Polymeric IgA molecules assemble in CHO cells. (A) Cell culture SN from clones 22, F, and 6 were concentrated by precipitation with TCA, or immunoprecipitation (IP) with anti-κ-chain antiserum/protein A Sepharose beads. After separation onto a 5–13% polyacrylamide gradient gel in SDS under nonreducing conditions, the proteins were transferred onto membranes and detected by using an anti-α-chain antiserum. Molecular weight markers run in parallel served to identify the various polymeric forms marked as combination of H (heavy), L (light), and J (J) chains and SC (SC). (B) Cell culture SN from clones F and 6 were concentrated with anti-κ-chain antiserum/protein A Sepharose beads and processed as in A. Blotted proteins were incubated with antisera directed against the κ-chain (lanes 1 and 2), the J chain (lanes 3 and 4), and SC (lane 5) to confirm the nature of species identified in A. Note that each specific antiserum has a distinct sensitivity, which explains the different relative intensity of the multiple molecular forms.

Figure 3

Analysis of the composition of IgA forms secreted by clones 22, F, and 6. Two hundred microliters of crude SN was separated by chromatography on a Superose 12 column (Pharmacia) equilibrated and run in PBS. Fractions of 250 μl were collected and analyzed by ELISA (α-chain and SC) or Western blot (J chain). For ELISA, the resulting OD at 492 nm is plotted. For Western blot analysis, half of the fraction was concentrated by TCA precipitation before loading on a 15% polyacrylamide/SDS gel. After transfer, the protein was detected with rabbit anti-J chain antiserum, followed by mouse anti-rabbit antibody conjugated with HRP and chemiluminescence. Films were scanned by using an Elscript 400-AT/SM densitometer, and values were plotted with the strongest intensity arbitrarily fixed as 100%.

Figure 4

Effect of time, FCS, and 2-mercaptoethanol on IgA expression. (A) Level of IgA production in SN of clones 22, F, and 6, expressed in μg per 1 × 10⁶ cells as a function of time.

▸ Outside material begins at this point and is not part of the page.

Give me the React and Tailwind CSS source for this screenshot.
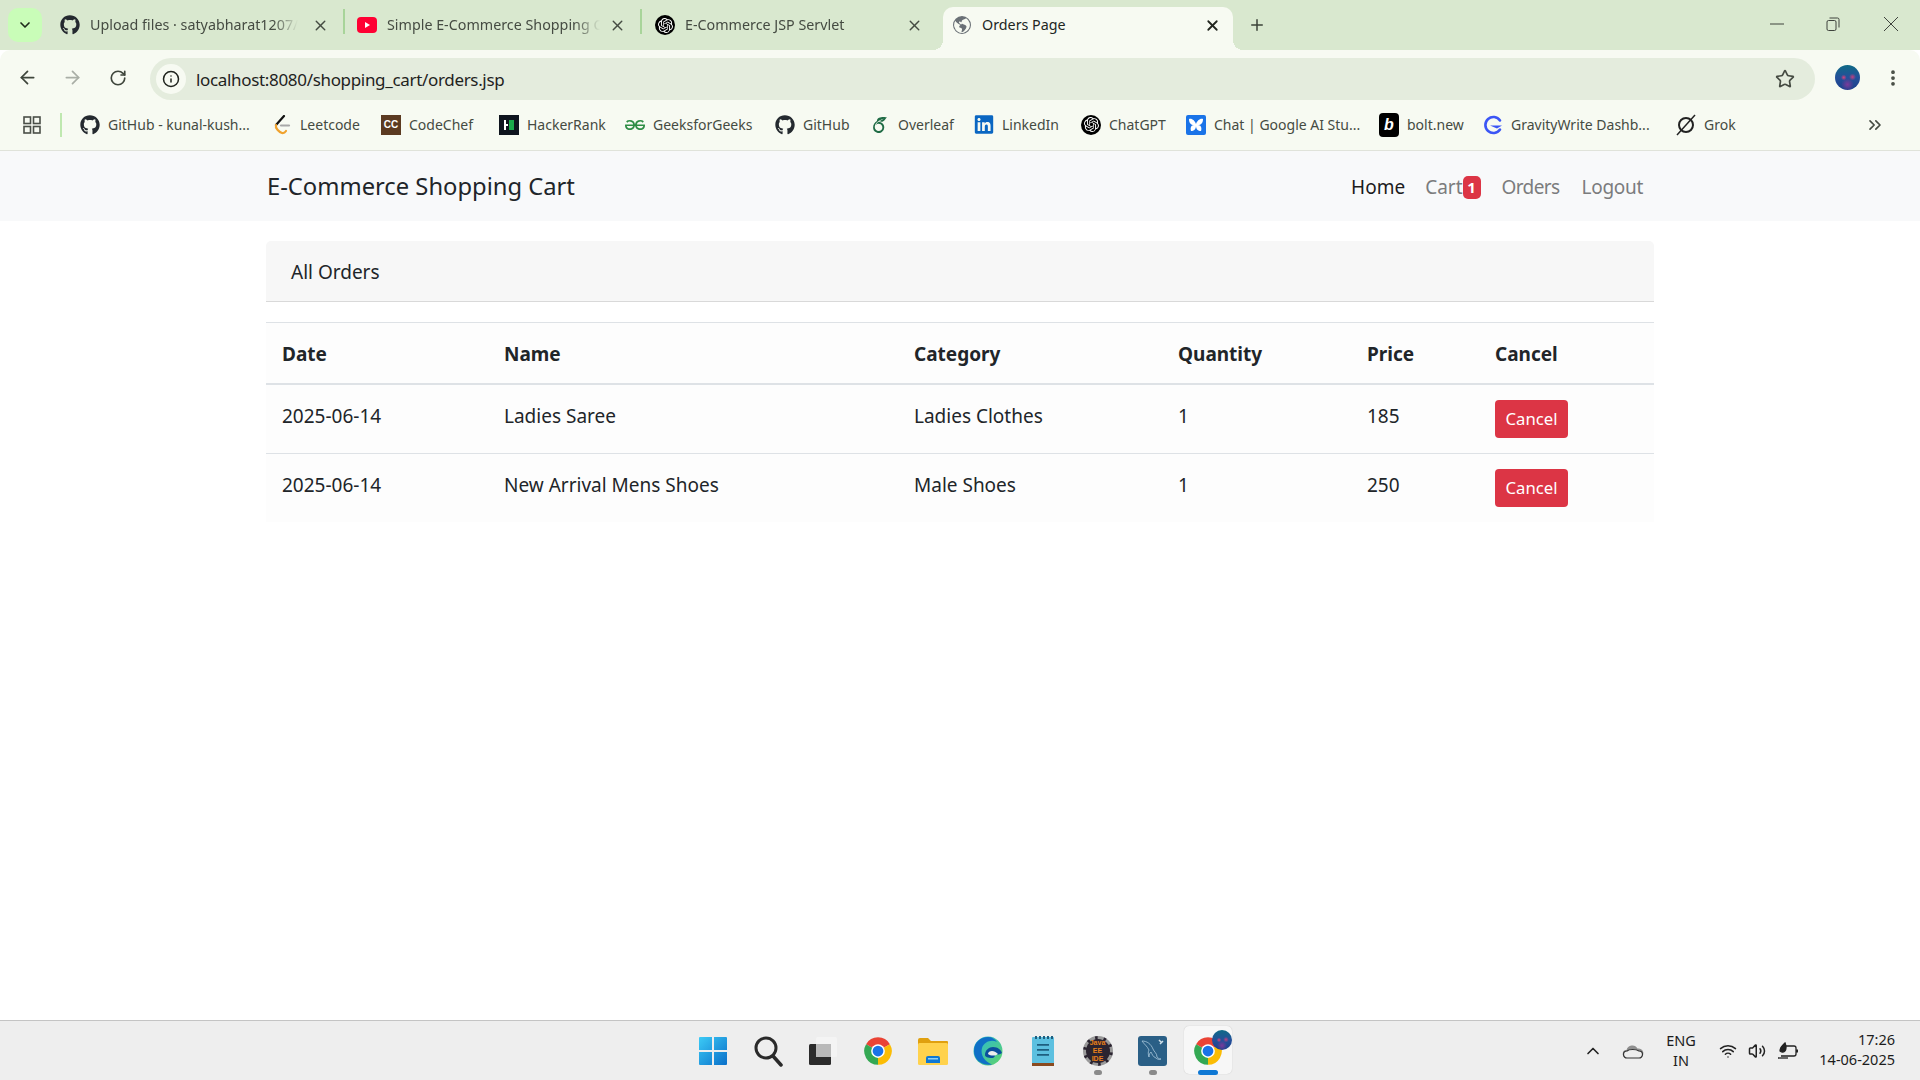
import {
  ArrowLeft,
  ArrowRight,
  ChevronDown,
  ChevronUp,
  ChevronsRight,
  EllipsisVertical,
  Info,
  Plus,
  RotateCw,
  Star,
  Volume2,
  Wifi,
  X,
} from "lucide-react";
import { BsGlobeAmericas } from "react-icons/bs";
import { FaGithub, FaLinkedin } from "react-icons/fa";
import { SiGeeksforgeeks, SiOpenai, SiOverleaf } from "react-icons/si";

const Youtube = () => (
  <svg width="20" height="20" viewBox="0 0 20 20">
    <rect x="0" y="2" width="20" height="16" rx="4" fill="#ff0033" />
    <path d="M8 7l5 3-5 3z" fill="#fff" />
  </svg>
);

const OpenAi = ({ size = 20 }) => (
  <span
    className="flex items-center justify-center rounded-full bg-black text-white"
    style={{ width: size, height: size }}
  >
    <SiOpenai size={size - 5} />
  </span>
);

const Leetcode = () => (
  <svg width="20" height="20" viewBox="0 0 20 20" fill="none">
    <path d="M12 1L4 10" stroke="#111" strokeWidth="2.2" strokeLinecap="round" />
    <path d="M4 10c-1 3 3 7 6 8 1.500.2 3-.5 4-2" stroke="#f0a22e" strokeWidth="2.2" strokeLinecap="round" />
    <path d="M9 10.500h8" stroke="#a8a8a8" strokeWidth="2.2" strokeLinecap="round" />
  </svg>
);

const CodeChef = () => (
  <span className="flex h-[20px] w-[20px] items-center justify-center bg-[#5b3a21] font-['Liberation_Sans',sans-serif] text-[10px] leading-none font-bold text-white">
    CC
  </span>
);

const HackerRank = () => (
  <svg width="20" height="20" viewBox="0 0 20 20">
    <rect width="20" height="20" fill="#0e141e" />
    <path d="M5 5h2v10H5zM7 9h2v2H7z" fill="#fff" />
    <rect x="10" y="5" width="5" height="10" fill="#1ba94c" />
  </svg>
);

const AiStudio = () => (
  <svg width="20" height="24" viewBox="0 0 20 24">
    <rect y="2" width="20" height="20" rx="2" fill="#1a73e8" />
    <path d="M3 6c3-1 6 2 7 5 1-3 4-6 7-5 0 4-2 6-5 6 3 0 4 3 3 6-3 0-5-2-5-5 0 3-2 5-5 5-1-3 0-6 3-6-3 0-5-2-5-6z" fill="#fff" />
  </svg>
);

const Bolt = () => (
  <span className="flex h-[24px] w-[20px] items-center justify-center rounded-[4px] bg-black font-['Liberation_Sans',sans-serif] text-[16px] font-bold text-white italic">
    b
  </span>
);

const Gravity = () => (
  <svg width="20" height="20" viewBox="0 0 20 20" fill="none">
    <path d="M17 5.500A8 8 0 1 0 17 14.500" stroke="#3b55f5" strokeWidth="2.600" strokeLinecap="round" />
    <path d="M7 10.500h12l-5 3z" fill="#3b55f5" />
  </svg>
);

const Grok = () => (
  <svg width="20" height="24" viewBox="0 0 20 24" fill="none">
    <circle cx="10" cy="12" r="7" stroke="#222" strokeWidth="2" />
    <path d="M1 22L19 2" stroke="#222" strokeWidth="1.500" />
  </svg>
);

const AppsGrid = () => (
  <svg width="20" height="20" viewBox="0 0 20 20" fill="none" stroke="#4a4f48" strokeWidth="1.600">
    <rect x="2" y="2" width="6.500" height="6.500" />
    <rect x="11.500" y="2" width="6.500" height="6.500" />
    <rect x="2" y="11.500" width="6.500" height="6.500" />
    <rect x="11.500" y="11.500" width="6.500" height="6.500" />
  </svg>
);

const Restore = () => (
  <svg width="14" height="14" viewBox="0 0 14 14" fill="none" stroke="#3f433d" strokeWidth="1">
    <rect x="1" y="3.500" width="9" height="10" rx="1.500" />
    <path d="M3.500 1h8a1.500 1.500 0 0 1 1.500 1.500v8" />
  </svg>
);

const Minimize = () => (
  <svg width="14" height="14" viewBox="0 0 14 14" stroke="#3f433d" strokeWidth="1">
    <path d="M0 7h14" />
  </svg>
);

const CloseThin = () => (
  <svg width="14" height="14" viewBox="0 0 14 14" stroke="#3f433d" strokeWidth="1">
    <path d="M0 0l14 14M14 0L0 14" />
  </svg>
);

const WindowsLogo = () => (
  <svg width="30" height="30" viewBox="0 0 30 30">
    <defs>
      <linearGradient id="win" x1="0" y1="0" x2="1" y2="1">
        <stop offset="0" stopColor="#3ccbf6" />
        <stop offset="1" stopColor="#0a6fc9" />
      </linearGradient>
    </defs>
    <path d="M1 2a1 1 0 0 1 1-1h12v13H1zM16 1h12a1 1 0 0 1 1 1v12H16zM1 16h13v13H2a1 1 0 0 1-1-1zM16 16h13v12a1 1 0 0 1-1 1H16z" fill="url(#win)" />
  </svg>
);

const SearchGlass = () => (
  <svg width="30" height="32" viewBox="0 0 30 32" fill="none" stroke="#2a2a2a">
    <circle cx="13" cy="13" r="10" strokeWidth="3" />
    <path d="M20 21l8 9" strokeWidth="3.500" strokeLinecap="round" />
  </svg>
);

const TaskView = () => (
  <svg width="30" height="30" viewBox="0 0 30 30">
    <rect x="1" y="8" width="22" height="21" rx="1.500" fill="#2b2b2b" />
    <rect x="8" y="1" width="21" height="20" rx="1.500" fill="#f4f4f4" opacity="0.85" />
    <rect x="8" y="8" width="15" height="13" fill="#b9b9b9" />
  </svg>
);

const Chrome = ({ size = 30 }) => (
  <svg width={size} height={size} viewBox="0 0 24 24">
    <path d="M12 12L2.470 6.500A11 11 0 0 1 21.530 6.500z" fill="#ea4335" />
    <path d="M12 12L21.530 6.500A11 11 0 0 1 12 23z" fill="#fbbc04" />
    <path d="M12 12L12 23A11 11 0 0 1 2.470 6.500z" fill="#34a853" />
    <circle cx="12" cy="12" r="5.500" fill="#fff" />
    <circle cx="12" cy="12" r="4.300" fill="#1a73e8" />
  </svg>
);

const Folder = () => (
  <svg width="32" height="30" viewBox="0 0 32 30">
    <path d="M1 4a2 2 0 0 1 2-2h8l3 3h16a1 1 0 0 1 1 1v3H1z" fill="#e0a00f" />
    <rect x="1" y="7" width="30" height="22" rx="1.500" fill="#ffd24d" />
    <path d="M9 27v-5a2 2 0 0 1 2-2h10a2 2 0 0 1 2 2v5z" fill="#0f78d4" />
    <rect x="11" y="22" width="10" height="1.500" fill="#8fd0f5" />
  </svg>
);

const Edge = () => (
  <svg width="30" height="30" viewBox="0 0 30 30">
    <defs>
      <linearGradient id="edgeA" x1="0" y1="0" x2="1" y2="1">
        <stop offset="0" stopColor="#27b8d8" />
        <stop offset="1" stopColor="#5fd36a" />
      </linearGradient>
    </defs>
    <circle cx="15" cy="15" r="14.500" fill="url(#edgeA)" />
    <path d="M1 15C1 6 8 1 15 1c4 0 7 2 9 5-6-3-13 0-15 6-2 7 3 14 10 16.500C9 30 1 24 1 15z" fill="#0f6fc6" />
    <path d="M12 19c0-5 4-8 8-8 5 0 8 3 9 6-3 2-5 2-8 1 2 2 0 4-2 4-4 0-7-1-7-3z" fill="#0b4f9e" />
    <path d="M15 18c0-2 2-3 4-3s4 1 6 3c-3 2-7 2-10 0z" fill="#eeeeee" />
  </svg>
);

const Notepad = () => (
  <svg width="24" height="32" viewBox="0 0 24 32">
    <rect x="1" y="2" width="22" height="29" rx="1" fill="#5cc0e0" />
    <rect x="1" y="28" width="22" height="3" fill="#8a4a1f" />
    <path d="M6 9h12v1.800H6zM6 14h12v1.800H6zM6 19h12v1.800H6z" fill="#1e5f80" />
    <path d="M4 1h2v3H4zM8 1h2v3H8zM12 1h2v3h-2zM16 1h2v3h-2zM20 1h2v3h-2z" fill="#1e5f80" />
  </svg>
);

const JavaEe = () => (
  <span className="flex h-[30px] w-[30px] items-center justify-center rounded-full border-[3px] border-dashed border-[#9a9a9a] bg-[#2b2430] text-center font-['Liberation_Sans',sans-serif] text-[7px] leading-[8px] font-bold text-[#e8801a]">
    Java EE
    <br />
    IDE
  </span>
);

const MysqlTile = () => (
  <svg width="29" height="30" viewBox="0 0 29 30" fill="none">
    <rect width="29" height="30" rx="3" fill="#2a5f86" />
    <path d="M4 5c5 0 9 3 11 8 1 3 4 4 4 8 1 1 2 2 4 2-2 1-4 0-5-1-3-1-4-4-5-6-1 1-2 2-2 5-1-3-1-5 0-7-2-4-5-6-7-9z" stroke="#a9c8dc" strokeWidth="0.800" />
    <path d="M21 4l3 3M22 8l3-3" stroke="#cfe0ea" strokeWidth="1.500" />
  </svg>
);

const Avatar = ({ className }) => (
  <span
    className={`block rounded-full bg-[radial-gradient(circle_at_35%_50%,#d9417a_0%,transparent_14%),radial-gradient(circle_at_70%_48%,#c2407f_0%,transparent_16%),radial-gradient(circle_at_50%_78%,#7a3a9a_0%,transparent_28%),linear-gradient(180deg,#0e6a86_0%,#24509a_50%,#1b3f8c_100%)] ${className}`}
  />
);

const Cloud = () => (
  <svg width="22" height="16" viewBox="0 0 22 16" fill="none">
    <path d="M5 15a4 4 0 0 1-.5-8 6 6 0 0 1 11-1.500 4.800 4.800 0 0 1 2 9.500z" fill="#8f8f8f" />
    <path d="M5 15a3.500 3.500 0 0 1 0-7c2-2 9-2 12 0a3.500 3.500 0 0 1 0 7z" fill="#eee" stroke="#333" strokeWidth="1.200" />
  </svg>
);

const Battery = () => (
  <svg width="22" height="18" viewBox="0 0 22 18" fill="none" stroke="#222" strokeWidth="1.300">
    <path d="M8 4h9a2 2 0 0 1 2 2v6a2 2 0 0 1-2 2H4" />
    <path d="M20 7.500v3" strokeWidth="2" />
    <path d="M3 9c0-4 3-6 5-8 1 3 2 5 0 8-1 1.500-3 1.500-5 0z" fill="#222" />
    <path d="M1 16h10" />
  </svg>
);

const tabs = [
  {
    icon: <FaGithub size={20} color="#24292f" />,
    title: "Upload files · satyabharat1207/S",
    tabClass: "w-[294px] pl-[10px]",
    titleClass: "w-[208px]",
    closeClass: "ml-[12px]",
    sep: true,
  },
  {
    icon: <Youtube />,
    title: "Simple E-Commerce Shopping C",
    tabClass: "ml-[2px] w-[295px] pl-[11px]",
    titleClass: "w-[213px]",
    closeClass: "ml-[7px]",
    sep: true,
  },
  {
    icon: <OpenAi />,
    title: "E-Commerce JSP Servlet",
    tabClass: "ml-[2px] w-[300px] pl-[12px]",
    titleClass: "w-[219px]",
    closeClass: "",
  },
];

const bookmarks = [
  { icon: <FaGithub size={20} color="#24292f" />, label: "GitHub - kunal-kush...", w: "w-[192px]" },
  { icon: <Leetcode />, label: "Leetcode", w: "w-[109px]" },
  { icon: <CodeChef />, label: "CodeChef", w: "w-[118px]" },
  { icon: <HackerRank />, label: "HackerRank", w: "w-[126px]" },
  { icon: <SiGeeksforgeeks size={20} color="#2f8d46" />, label: "GeeksforGeeks", w: "w-[150px]" },
  { icon: <FaGithub size={20} color="#24292f" />, label: "GitHub", w: "w-[95px]" },
  { icon: <SiOverleaf size={16} color="#1f6b45" />, label: "Overleaf", w: "w-[104px]" },
  { icon: <FaLinkedin size={21} color="#0a66c2" />, label: "LinkedIn", w: "w-[107px]" },
  { icon: <OpenAi />, label: "ChatGPT", w: "w-[105px]" },
  { icon: <AiStudio />, label: "Chat | Google AI Stu...", w: "w-[193px]" },
  { icon: <Bolt />, label: "bolt.new", w: "w-[104px]" },
  { icon: <Gravity />, label: "GravityWrite Dashb...", w: "w-[193px]" },
  { icon: <Grok />, label: "Grok", w: "w-[70px]" },
];

const orders = [
  { date: "2025-06-14", name: "Ladies Saree", category: "Ladies Clothes", qty: 1, price: 185 },
  { date: "2025-06-14", name: "New Arrival Mens Shoes", category: "Male Shoes", qty: 1, price: 250 },
];

function TabStrip() {
  return (
    <div className="flex h-[50px] bg-[#d9e8cf]">
      <button className="ml-[8px] mt-[8px] mr-[8px] flex h-[34px] w-[34px] items-center justify-center rounded-[10px] bg-[#c9fdb8]">
        <ChevronDown size={16} strokeWidth={2.5} color="#1d2a1a" />
      </button>
      {tabs.map((tab) => (
        <div key={tab.title} className={`relative mt-[8px] flex h-[34px] items-center ${tab.tabClass}`}>
          <span className="flex w-[20px] shrink-0 justify-center">{tab.icon}</span>
          <span className={`ml-[10px] overflow-hidden text-[14.300px] whitespace-nowrap text-[#454b42] [mask-image:linear-gradient(to_right,black_88%,transparent)] ${tab.titleClass}`}>
            {tab.title}
          </span>
          <span className={`flex w-[20px] shrink-0 justify-center ${tab.closeClass}`}>
            <X size={17} strokeWidth={2} color="#454b42" />
          </span>
          {tab.sep && <span className="absolute top-[1px] -right-[1px] h-[25px] w-[2px] bg-[#a8d49a]" />}
        </div>
      ))}
      <div className="relative flex h-[43px] w-[290px] items-center self-end rounded-t-[10px] bg-[#f7faf2] pb-[7px] pl-[9px] before:absolute before:bottom-0 before:-left-[10px] before:h-[10px] before:w-[10px] before:bg-[radial-gradient(circle_at_0_0,transparent_10px,#f7faf2_10px)] after:absolute after:-right-[10px] after:bottom-0 after:h-[10px] after:w-[10px] after:bg-[radial-gradient(circle_at_100%_0,transparent_10px,#f7faf2_10px)]">
        <span className="flex w-[20px] shrink-0 justify-center">
          <BsGlobeAmericas size={18} color="#6a7076" />
        </span>
        <span className="ml-[10px] w-[220px] text-[14.300px] whitespace-nowrap text-[#22261f]">Orders Page</span>
        <span className="flex w-[20px] shrink-0 justify-center">
          <X size={17} strokeWidth={2.5} color="#22261f" />
        </span>
      </div>
      <span className="ml-[14px] flex w-[20px] items-center justify-center">
        <Plus size={18} strokeWidth={2} color="#3b4238" />
      </span>
      <div className="ml-auto flex h-[48px] items-center pr-[22px]">
        <span className="w-[14px]"><Minimize /></span>
        <span className="ml-[42px] w-[14px]"><Restore /></span>
        <span className="ml-[44px] w-[14px]"><CloseThin /></span>
      </div>
    </div>
  );
}

function Toolbar() {
  return (
    <div className="flex h-[50px] items-end rounded-t-[10px] bg-[#f7faf2] pl-[4px]">
      <div className="flex h-[42px] items-center pb-[3px]">
        <span className="flex w-[46px] justify-center"><ArrowLeft size={21} color="#3f463c" /></span>
        <span className="flex w-[45px] justify-center"><ArrowRight size={21} color="#a9aea6" /></span>
        <span className="flex w-[46px] justify-center"><RotateCw size={18} strokeWidth={2.2} color="#3f463c" /></span>
      </div>
      <div className="ml-[9px] flex h-[42px] w-[1665px] items-center rounded-full bg-[#e4ecdd] pl-[6px]">
        <span className="flex h-[30px] w-[30px] items-center justify-center rounded-full bg-[#f7faf2]">
          <Info size={18} color="#1f231d" />
        </span>
        <span className="ml-[10px] pt-[1px] text-[17px] tracking-[-0.33px] text-[#1f231d]">localhost:8080/shopping_cart/orders.jsp</span>
        <span className="ml-auto mr-[20px]"><Star size={20} strokeWidth={2} color="#454b42" /></span>
      </div>
      <div className="flex h-[42px] items-center pb-[3px]">
        <Avatar className="ml-[20px] h-[25px] w-[25px]" />
        <span className="ml-[23px]"><EllipsisVertical size={20} strokeWidth={2.5} color="#454b42" /></span>
      </div>
    </div>
  );
}

function BookmarksBar() {
  return (
    <div className="flex h-[51px] items-center border-b border-[#e0e3da] bg-[#f7faf2] pb-[1px] pl-[22px]">
      <AppsGrid />
      <span className="mr-[18px] ml-[18px] h-[24px] w-[2px] bg-[#bfe8b0]" />
      {bookmarks.map((b) => (
        <div key={b.label} className={`flex items-center ${b.w}`}>
          <span className="flex w-[20px] shrink-0 justify-center">{b.icon}</span>
          <span className="ml-[8px] text-[14px] whitespace-nowrap text-[#454b42]">{b.label}</span>
        </div>
      ))}
      <span className="ml-[119px]"><ChevronsRight size={20} strokeWidth={2} color="#454b42" /></span>
    </div>
  );
}

function Navbar() {
  return (
    <nav className="flex h-[70px] items-center justify-center bg-[#f8f9fa]">
      <div className="flex w-[1388px] items-center pt-[2px] pr-[11px] pl-[1px]">
        <a className="text-[23.750px] text-[#212529]">E-Commerce Shopping Cart</a>
        <div className="ml-auto flex items-center text-[19px] text-[#7b7c7d]">
          <a className="text-[#1c1c1c]">Home</a>
          <a className="ml-[20px] flex items-center">
            Cart
            <span className="mt-[1px] flex h-[23px] w-[18px] items-center justify-center rounded-[5px] bg-[#dc3545] text-[15px] font-bold text-white">1</span>
          </a>
          <a className="ml-[21px] tracking-[-0.6px]">Orders</a>
          <a className="ml-[22px] tracking-[-0.3px]">Logout</a>
        </div>
      </div>
    </nav>
  );
}

function OrdersTable() {
  return (
    <main className="mx-auto w-[1388px] flex-1 pt-[20px] text-[19px] leading-[30px] text-[#212529]">
      <div className="flex h-[61px] items-center rounded-t-[5px] border-b border-[#d9d9d9] bg-[#f7f7f7] pt-[2px] pl-[25px]">
        All Orders
      </div>
      <table className="mt-[20px] w-full table-fixed border-t border-[#dee2e6] bg-[#fdfdfd] text-left">
        <thead>
          <tr className="border-b-2 border-[#dee2e6]">
            <th className="w-[223px] pt-[16px] pr-[15px] pb-[14px] pl-[16px] font-bold">Date</th>
            <th className="w-[410px] px-[15px] pt-[16px] pb-[14px] font-bold">Name</th>
            <th className="w-[264px] px-[15px] pt-[16px] pb-[14px] font-bold">Category</th>
            <th className="w-[189px] px-[15px] pt-[16px] pb-[14px] font-bold">Quantity</th>
            <th className="w-[128px] px-[15px] pt-[16px] pb-[14px] font-bold">Price</th>
            <th className="px-[15px] pt-[16px] pb-[14px] font-bold">Cancel</th>
          </tr>
        </thead>
        <tbody>
          {orders.map((o, i) => (
            <tr key={o.name} className={i === 0 ? "border-b border-[#dee2e6]" : ""}>
              <td className="pt-[16px] pr-[15px] pb-[14px] pl-[16px] align-top">{o.date}</td>
              <td className="px-[15px] pt-[16px] pb-[14px] align-top">{o.name}</td>
              <td className="px-[15px] pt-[16px] pb-[14px] align-top">{o.category}</td>
              <td className="px-[15px] pt-[16px] pb-[14px] align-top">{o.qty}</td>
              <td className="px-[15px] pt-[16px] pb-[14px] align-top">{o.price}</td>
              <td className="p-[15px] align-top">
                <button className="block h-[38px] w-[73px] rounded-[4px] bg-[#dc3545] text-[16.700px] text-white">Cancel</button>
              </td>
            </tr>
          ))}
        </tbody>
      </table>
    </main>
  );
}

function Taskbar() {
  return (
    <footer className="flex h-[60px] items-center border-t border-[#c4c4c4] bg-[#eeeeee] pl-[685px] text-[14.500px] text-[#1c1c1c]">
      <span className="flex w-[55px] justify-center"><WindowsLogo /></span>
      <span className="flex w-[55px] justify-center"><SearchGlass /></span>
      <span className="flex w-[55px] justify-center"><TaskView /></span>
      <span className="flex w-[55px] justify-center"><Chrome /></span>
      <span className="flex w-[55px] justify-center"><Folder /></span>
      <span className="flex w-[55px] justify-center"><Edge /></span>
      <span className="flex w-[55px] justify-center"><Notepad /></span>
      <span className="relative flex w-[55px] justify-center">
        <JavaEe />
        <span className="absolute -bottom-[9px] h-[5px] w-[8px] rounded-full bg-[#8a8a8a]" />
      </span>
      <span className="relative flex w-[55px] justify-center">
        <MysqlTile />
        <span className="absolute -bottom-[9px] h-[5px] w-[8px] rounded-full bg-[#8a8a8a]" />
      </span>
      <span className="relative flex w-[55px] justify-center">
        <span className="absolute -top-[10px] h-[48px] w-[48px] rounded-[5px] bg-[#f7f7f7] shadow-[0_0_1px_#bbb]" />
        <span className="relative flex"><Chrome /></span>
        <Avatar className="absolute -top-[6px] right-[3px] h-[20px] w-[20px]" />
        <span className="absolute -bottom-[9px] h-[5px] w-[20px] rounded-full bg-[#0f78d4]" />
      </span>
      <div className="ml-[338px] flex items-center">
        <span className="flex w-[40px] justify-center"><ChevronUp size={20} strokeWidth={2} color="#222" /></span>
        <span className="flex w-[40px] justify-center"><Cloud /></span>
        <span className="flex w-[56px] flex-col items-center pb-[2px] leading-[20px]">
          <span>ENG</span>
          <span>IN</span>
        </span>
        <span className="ml-[5px] flex w-[28px] justify-center"><Wifi size={18} color="#222" /></span>
        <span className="ml-[1px] flex w-[28px] justify-center"><Volume2 size={18} color="#222" /></span>
        <span className="ml-[3px] flex w-[28px] justify-center"><Battery /></span>
        <span className="flex w-[93px] flex-col items-end pb-[3px] leading-[20px]">
          <span>17:26</span>
          <span>14-06-2025</span>
        </span>
      </div>
    </footer>
  );
}

export default function App() {
  return (
    <div className="flex h-[1080px] w-[1920px] flex-col overflow-hidden bg-white font-['Noto_Sans',sans-serif]">
      <TabStrip />
      <Toolbar />
      <BookmarksBar />
      <Navbar />
      <OrdersTable />
      <Taskbar />
    </div>
  );
}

IgA were measured by ELISA by using purified dIgA (clones 22 and F) and S-IgA (clone 6) as standards. (B) Effect of FCS and 2-mercaptoethanol (β-ME) on expression of S-IgA by clone 6. The cell culture SN was concentrated by immunoprecipitation (IP) with anti-κ-chain antiserum/protein A Sepharose beads, and separated by SDS/PAGE under reducing conditions. After transfer onto membranes, polypeptides were detected with antisera to the α-chain, the J chain, and SC. Molecular weight standards are indicated on the side of the gel. Asterisks indicate cross-reactive bands corresponding to the IgG heavy chain in the antiserum used for immunoprecipitation.

Figure 5

Antigen-binding activity and comparative digestion patterns of IgA molecular forms secreted by CHO cells. (A) Crude CHO SN were incubated in wells coated with RSV whole lysate containing the glycoprotein F antigen. The bound antibodies were detected with biotinylated antibodies to the α-chain, followed by streptavidin conjugated with HRP. The initial concentration of each antibody solution obtained from clones 22, F, and 6 was standardized to 20 μg/ml by diluting the SN with cell culture medium. Results are means of three separate experiments done in duplicates. SN of untransfected CHO cell clone P2 and wells noncoated with the antigen were used as controls. Lower dilutions of the SNs resulted in loss of linearity of the response curve. (B) FCS-free SN containing identical amounts of recombinant IgA were combined with four different dilutions of pooled intestinal washes, resulting in an antibody/intestinal wash ratio ranging from 1:100 to 1:10. Digestion was carried out for 16 h at 37°C. Degradation products were separated by SDS/PAGE under reducing conditions and assessed by immunodetection of the α-chain. The position of the intact α-chain lies at 62 kDa, whereas degradation produces a series of bands at 36–40 kDa (14).